The user must include the tenant_id
parameter when using the search endpoint. Currently, users are not able to perform searches across multiple tenants in a single request. Searches performed across tenants must be performed separately, though it would be possible for users to aggregate the results of the tenant-specific searches and organize the results by the result’s match_strength
.
The Search API Endpoint
Searches are performed through the GET /api/v1/content/search
endpoint.
The following information is required with each search request:
- search_type: query parameter that specifies the search behavior. Value must be ‘SEMANTIC’ or ‘LEXICAL’
- term: query parameter that specifies the term to be searched
- tenant_id: header that specifies the tenant identifier in which the search function should be limited.
The following information is optional:
- content_id: query parameter that specifies content identifier in which the search function should be limited. Default value is ‘’.
- skip: query parameter that indicates the top-n number of search results to skip. Useful when paging search results. Default value is 0.

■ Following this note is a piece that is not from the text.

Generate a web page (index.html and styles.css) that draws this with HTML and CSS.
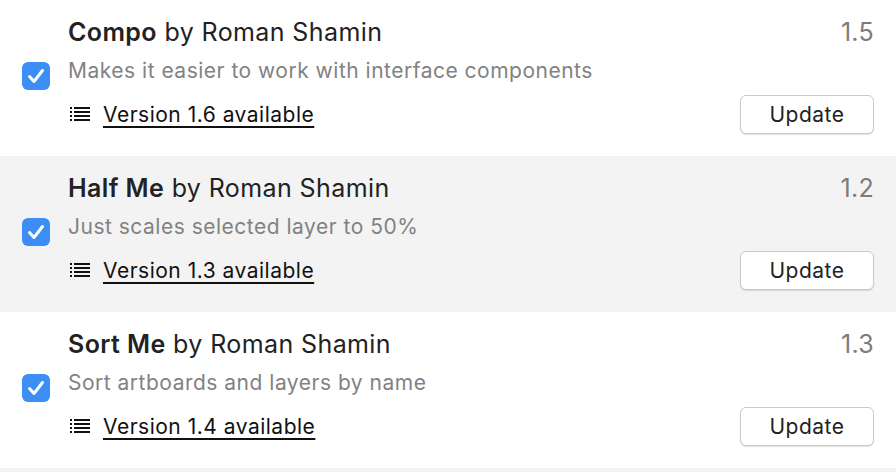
FILE: index.html
```html
<!DOCTYPE html>
<html>
<head>
<meta charset="utf-8">
<link rel="stylesheet" href="styles.css">
</head>
<body>
<div class="list">
  <div class="row">
    <div class="check"><svg viewBox="0 0 28 28" width="28" height="28"><path d="M7.5 14.5 L12 19.5 L20.5 8.5" fill="none" stroke="#fff" stroke-width="3" stroke-linecap="round" stroke-linejoin="round"/></svg></div>
    <div class="content">
      <div class="head"><span class="title"><b>Compo</b> by Roman Shamin</span><span class="ver">1.5</span></div>
      <div class="desc">Makes it easier to work with interface components</div>
      <div class="foot">
        <span class="notes"><svg class="lines" viewBox="0 0 20 14" width="20" height="14"><g fill="#111"><rect x="0" y="0" width="2" height="2"/><rect x="0" y="4" width="2" height="2"/><rect x="0" y="8" width="2" height="2"/><rect x="0" y="12" width="2" height="2"/><rect x="4" y="0" width="16" height="2"/><rect x="4" y="4" width="16" height="2"/><rect x="4" y="8" width="16" height="2"/><rect x="4" y="12" width="16" height="2"/></g></svg><a class="link">Version 1.6 available</a></span>
        <button class="btn">Update</button>
      </div>
    </div>
  </div>
  <div class="row alt">
    <div class="check"><svg viewBox="0 0 28 28" width="28" height="28"><path d="M7.5 14.5 L12 19.5 L20.5 8.5" fill="none" stroke="#fff" stroke-width="3" stroke-linecap="round" stroke-linejoin="round"/></svg></div>
    <div class="content">
      <div class="head"><span class="title"><b>Half Me</b> by Roman Shamin</span><span class="ver">1.2</span></div>
      <div class="desc">Just scales selected layer to 50%</div>
      <div class="foot">
        <span class="notes"><svg class="lines" viewBox="0 0 20 14" width="20" height="14"><g fill="#111"><rect x="0" y="0" width="2" height="2"/><rect x="0" y="4" width="2" height="2"/><rect x="0" y="8" width="2" height="2"/><rect x="0" y="12" width="2" height="2"/><rect x="4" y="0" width="16" height="2"/><rect x="4" y="4" width="16" height="2"/><rect x="4" y="8" width="16" height="2"/><rect x="4" y="12" width="16" height="2"/></g></svg><a class="link">Version 1.3 available</a></span>
        <button class="btn">Update</button>
      </div>
    </div>
  </div>
  <div class="row">
    <div class="check"><svg viewBox="0 0 28 28" width="28" height="28"><path d="M7.5 14.5 L12 19.5 L20.5 8.5" fill="none" stroke="#fff" stroke-width="3" stroke-linecap="round" stroke-linejoin="round"/></svg></div>
    <div class="content">
      <div class="head"><span class="title"><b>Sort Me</b> by Roman Shamin</span><span class="ver">1.3</span></div>
      <div class="desc">Sort artboards and layers by name</div>
      <div class="foot">
        <span class="notes"><svg class="lines" viewBox="0 0 20 14" width="20" height="14"><g fill="#111"><rect x="0" y="0" width="2" height="2"/><rect x="0" y="4" width="2" height="2"/><rect x="0" y="8" width="2" height="2"/><rect x="0" y="12" width="2" height="2"/><rect x="4" y="0" width="16" height="2"/><rect x="4" y="4" width="16" height="2"/><rect x="4" y="8" width="16" height="2"/><rect x="4" y="12" width="16" height="2"/></g></svg><a class="link">Version 1.4 available</a></span>
        <button class="btn">Update</button>
      </div>
    </div>
  </div>
  <div class="row alt tail"></div>
</div>
</body>
</html>
```
FILE: styles.css
```css
* { box-sizing: border-box; }
html, body { margin: 0; padding: 0; background: #fff; }
body { font-family: Inter, "Noto Sans", sans-serif; color: #222; width: 896px; height: 472px; overflow: hidden; }
.list { display: flex; flex-direction: column; }
.row { height: 156px; display: flex; align-items: flex-start; padding: 14px 22px 0 22px; background: #fff; }
.row.alt { background: #f3f3f3; }
.row.tail { height: 4px; padding: 0; }
.check { width: 28px; height: 28px; margin-top: 48px; border-radius: 6px; background: #3c8ef5; flex: none; }
.check svg { display: block; }
.content { flex: 1; margin-left: 18px; }
.head { display: flex; justify-content: space-between; align-items: center; height: 36px; }
.title { font-size: 25px; letter-spacing: 0.4px; color: #222; }
.title b { font-weight: 600; }
.ver { font-size: 25px; color: #7c7c7c; letter-spacing: 0.3px; }
.desc { height: 42px; line-height: 42px; font-size: 21px; letter-spacing: 0.5px; color: #828282; }
.foot { height: 44px; display: flex; justify-content: space-between; align-items: center; }
.notes { display: flex; align-items: center; padding-left: 2px; }
.lines { margin-right: 13px; }
.link { font-size: 21px; letter-spacing: 0.5px; color: #111; text-decoration: underline; text-underline-offset: 4px; text-decoration-thickness: 2px; }
.btn { width: 134px; height: 39px; margin-right: 0; border: 1px solid #c9c9c9; border-radius: 6px; background: #fff; font-family: inherit; font-size: 21px; letter-spacing: 0.5px; color: #222; box-shadow: 0 1px 1px rgba(0,0,0,0.12); padding: 0; }
```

For example, consider the following API request performed against a tenant tenant1
:
GET /api/v1/content/search?search_type=SEMANTIC&term=mode&skip=0
The application would perform a search against all courses under tenant tenant1
. The search would be a semantic search, would search on the term mode
, and would not skip any results.
An example response:
[
{
"location": "Mode/Determining the Mode",
"content_id": "example_content_2",
"tenant_id": "tenant1",
"match_strength": 0.5288990669056727
},
{
"location": "Mode/What is Mode?",
"content_id": "example_content_2",
"tenant_id": "tenant1",
"match_strength": 0.4942204812129025
},
{
"location": "Mode/No Mode/Two Modes",
"content_id": "example_content_2",
"tenant_id": "tenant1",
"match_strength": 0.4798217093004602
},
{
"location": "Introduction/Introduction",
"content_id": "example_content_1",
"tenant_id": "tenant1",
"match_strength": 0.44236816525549805
}
]